*SUPPLIED MATERIAL*
———

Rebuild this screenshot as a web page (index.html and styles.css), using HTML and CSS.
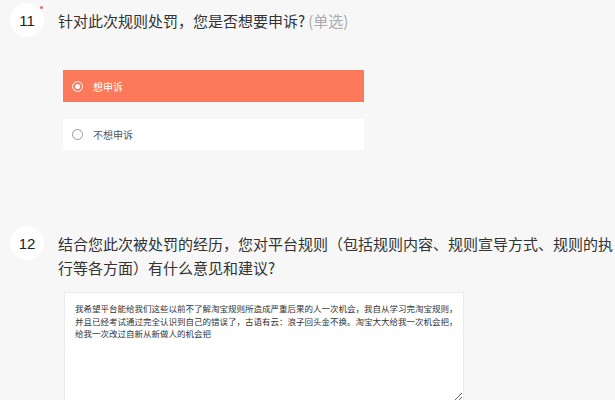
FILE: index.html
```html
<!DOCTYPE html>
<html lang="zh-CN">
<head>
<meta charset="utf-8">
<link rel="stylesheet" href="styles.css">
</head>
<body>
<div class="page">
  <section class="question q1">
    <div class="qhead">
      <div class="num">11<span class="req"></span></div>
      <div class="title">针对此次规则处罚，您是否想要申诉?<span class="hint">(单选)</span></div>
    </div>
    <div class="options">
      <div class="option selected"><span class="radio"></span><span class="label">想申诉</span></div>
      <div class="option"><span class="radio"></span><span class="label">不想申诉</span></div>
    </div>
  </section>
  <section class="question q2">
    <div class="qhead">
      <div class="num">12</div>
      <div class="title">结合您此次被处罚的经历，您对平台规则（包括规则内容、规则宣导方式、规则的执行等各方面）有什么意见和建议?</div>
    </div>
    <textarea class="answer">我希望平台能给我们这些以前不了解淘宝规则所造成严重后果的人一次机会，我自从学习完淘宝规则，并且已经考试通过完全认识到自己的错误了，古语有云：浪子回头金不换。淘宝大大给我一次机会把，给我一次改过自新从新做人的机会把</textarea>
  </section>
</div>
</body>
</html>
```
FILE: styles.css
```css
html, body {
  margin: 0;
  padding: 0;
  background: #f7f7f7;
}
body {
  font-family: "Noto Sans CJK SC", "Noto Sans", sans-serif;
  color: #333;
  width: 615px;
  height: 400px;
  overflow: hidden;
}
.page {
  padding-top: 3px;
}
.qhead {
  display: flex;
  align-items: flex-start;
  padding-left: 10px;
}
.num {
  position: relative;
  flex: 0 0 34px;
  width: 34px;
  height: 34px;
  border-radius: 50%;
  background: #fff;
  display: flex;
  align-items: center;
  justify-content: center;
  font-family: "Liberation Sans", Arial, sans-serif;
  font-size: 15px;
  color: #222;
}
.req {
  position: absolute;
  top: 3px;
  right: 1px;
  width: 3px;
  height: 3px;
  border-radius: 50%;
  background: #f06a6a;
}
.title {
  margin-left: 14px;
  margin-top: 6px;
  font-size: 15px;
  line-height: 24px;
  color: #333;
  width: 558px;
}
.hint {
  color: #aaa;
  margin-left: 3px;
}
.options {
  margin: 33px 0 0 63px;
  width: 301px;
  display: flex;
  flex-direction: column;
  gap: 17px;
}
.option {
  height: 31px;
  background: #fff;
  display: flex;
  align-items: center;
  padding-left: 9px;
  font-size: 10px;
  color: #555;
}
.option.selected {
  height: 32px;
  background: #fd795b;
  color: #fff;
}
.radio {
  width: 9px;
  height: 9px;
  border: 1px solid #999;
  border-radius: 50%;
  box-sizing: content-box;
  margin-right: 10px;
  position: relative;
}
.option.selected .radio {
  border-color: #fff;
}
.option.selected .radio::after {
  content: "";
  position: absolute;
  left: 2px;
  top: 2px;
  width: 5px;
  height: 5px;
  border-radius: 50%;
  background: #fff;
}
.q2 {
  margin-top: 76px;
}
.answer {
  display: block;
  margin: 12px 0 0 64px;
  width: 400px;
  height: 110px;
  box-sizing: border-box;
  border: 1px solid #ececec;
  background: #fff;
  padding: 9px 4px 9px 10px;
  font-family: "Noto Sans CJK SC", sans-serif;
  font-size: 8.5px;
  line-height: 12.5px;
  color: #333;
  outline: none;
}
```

———

Leave out all pictures, then copy the remaining material exactly.

*SOLUTION FOR THIS PROBLEM*
Rebuild this screenshot as a web page (index.html and styles.css), using HTML and CSS.
FILE: index.html
```html
<!DOCTYPE html>
<html lang="zh-CN">
<head>
<meta charset="utf-8">
<link rel="stylesheet" href="styles.css">
</head>
<body>
<div class="page">
  <section class="question q1">
    <div class="qhead">
      <div class="num">11<span class="req"></span></div>
      <div class="title">针对此次规则处罚，您是否想要申诉?<span class="hint">(单选)</span></div>
    </div>
    <div class="options">
      <div class="option selected"><span class="radio"></span><span class="label">想申诉</span></div>
      <div class="option"><span class="radio"></span><span class="label">不想申诉</span></div>
    </div>
  </section>
  <section class="question q2">
    <div class="qhead">
      <div class="num">12</div>
      <div class="title">结合您此次被处罚的经历，您对平台规则（包括规则内容、规则宣导方式、规则的执行等各方面）有什么意见和建议?</div>
    </div>
    <textarea class="answer">我希望平台能给我们这些以前不了解淘宝规则所造成严重后果的人一次机会，我自从学习完淘宝规则，并且已经考试通过完全认识到自己的错误了，古语有云：浪子回头金不换。淘宝大大给我一次机会把，给我一次改过自新从新做人的机会把</textarea>
  </section>
</div>
</body>
</html>
```
FILE: styles.css
```css
html, body {
  margin: 0;
  padding: 0;
  background: #f7f7f7;
}
body {
  font-family: "Noto Sans CJK SC", "Noto Sans", sans-serif;
  color: #333;
  width: 615px;
  height: 400px;
  overflow: hidden;
}
.page {
  padding-top: 3px;
}
.qhead {
  display: flex;
  align-items: flex-start;
  padding-left: 10px;
}
.num {
  position: relative;
  flex: 0 0 34px;
  width: 34px;
  height: 34px;
  border-radius: 50%;
  background: #fff;
  display: flex;
  align-items: center;
  justify-content: center;
  font-family: "Liberation Sans", Arial, sans-serif;
  font-size: 15px;
  color: #222;
}
.req {
  position: absolute;
  top: 3px;
  right: 1px;
  width: 3px;
  height: 3px;
  border-radius: 50%;
  background: #f06a6a;
}
.title {
  margin-left: 14px;
  margin-top: 6px;
  font-size: 15px;
  line-height: 24px;
  color: #333;
  width: 558px;
}
.hint {
  color: #aaa;
  margin-left: 3px;
}
.options {
  margin: 33px 0 0 63px;
  width: 301px;
  display: flex;
  flex-direction: column;
  gap: 17px;
}
.option {
  height: 31px;
  background: #fff;
  display: flex;
  align-items: center;
  padding-left: 9px;
  font-size: 10px;
  color: #555;
}
.option.selected {
  height: 32px;
  background: #fd795b;
  color: #fff;
}
.radio {
  width: 9px;
  height: 9px;
  border: 1px solid #999;
  border-radius: 50%;
  box-sizing: content-box;
  margin-right: 10px;
  position: relative;
}
.option.selected .radio {
  border-color: #fff;
}
.option.selected .radio::after {
  content: "";
  position: absolute;
  left: 2px;
  top: 2px;
  width: 5px;
  height: 5px;
  border-radius: 50%;
  background: #fff;
}
.q2 {
  margin-top: 76px;
}
.answer {
  display: block;
  margin: 12px 0 0 64px;
  width: 400px;
  height: 110px;
  box-sizing: border-box;
  border: 1px solid #ececec;
  background: #fff;
  padding: 9px 4px 9px 10px;
  font-family: "Noto Sans CJK SC", sans-serif;
  font-size: 8.5px;
  line-height: 12.5px;
  color: #333;
  outline: none;
}
```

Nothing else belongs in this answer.